My life would be better if I exercised my creative ability. BUT. But... I do blame this one on the fact that resources are expensive as fuck. Art is an expensive hobby, whether you're drawing, painting, sculpting, filming or singing. Everything comes with a price. When you're not talented enough for a sponsor or to make money selling your work, art can be brutal. Again, this is a massive excuse because there is a loophole to everything. The world in itself is a canvas, and it's up to me to decorate it how I wish. [P.S. Podcast coming very very soon, hoping for a March release.]

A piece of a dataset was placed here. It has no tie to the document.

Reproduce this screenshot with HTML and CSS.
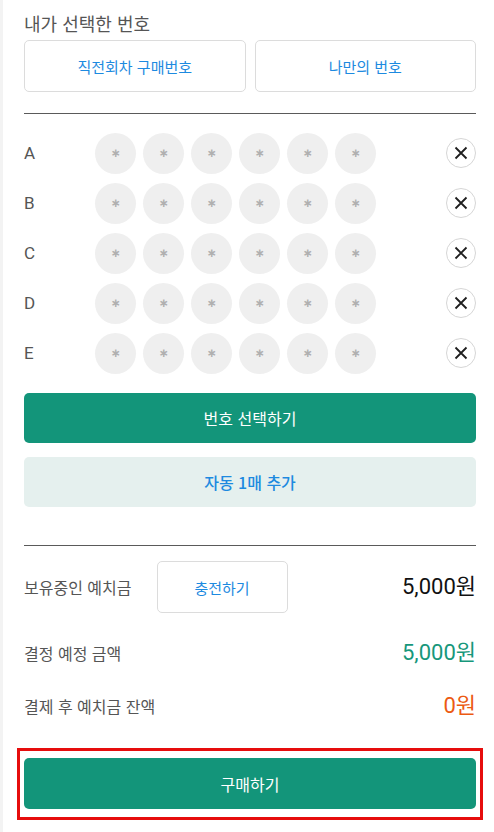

My life would be better if I made like £200 extra a month. Growing up, £100 was a big fucking deal. 3 digits? Are you having a laugh? It's like we had struck oil. You could get so much for £100 at 10 years old. Fast forward to your 20s and £200 has left my account on payday for my car insurance and phone bill. [Side note, I just check my O2 app to make sure I paid my phone bill and got charged £2.50 extra for a work-related call. Best believe I'm getting that compensated tomorrow. Cheek of it all, honestly.] Money is fine, but I could be doing so much with that tiny bit more every month. This would no doubt change after a few months as I adjust to the pay and would eventually need an additional £200 but I suppose I could still fantasise about it.

Anyways, I'm over this post already. This post is me whinging about common shit that I'm in control of, but just haven't learned to change yet. As I said, I'm speaking out into the universe. Consider this as a way for me to look back in the future as a tick box. I might reply to this post one day, that would be cool.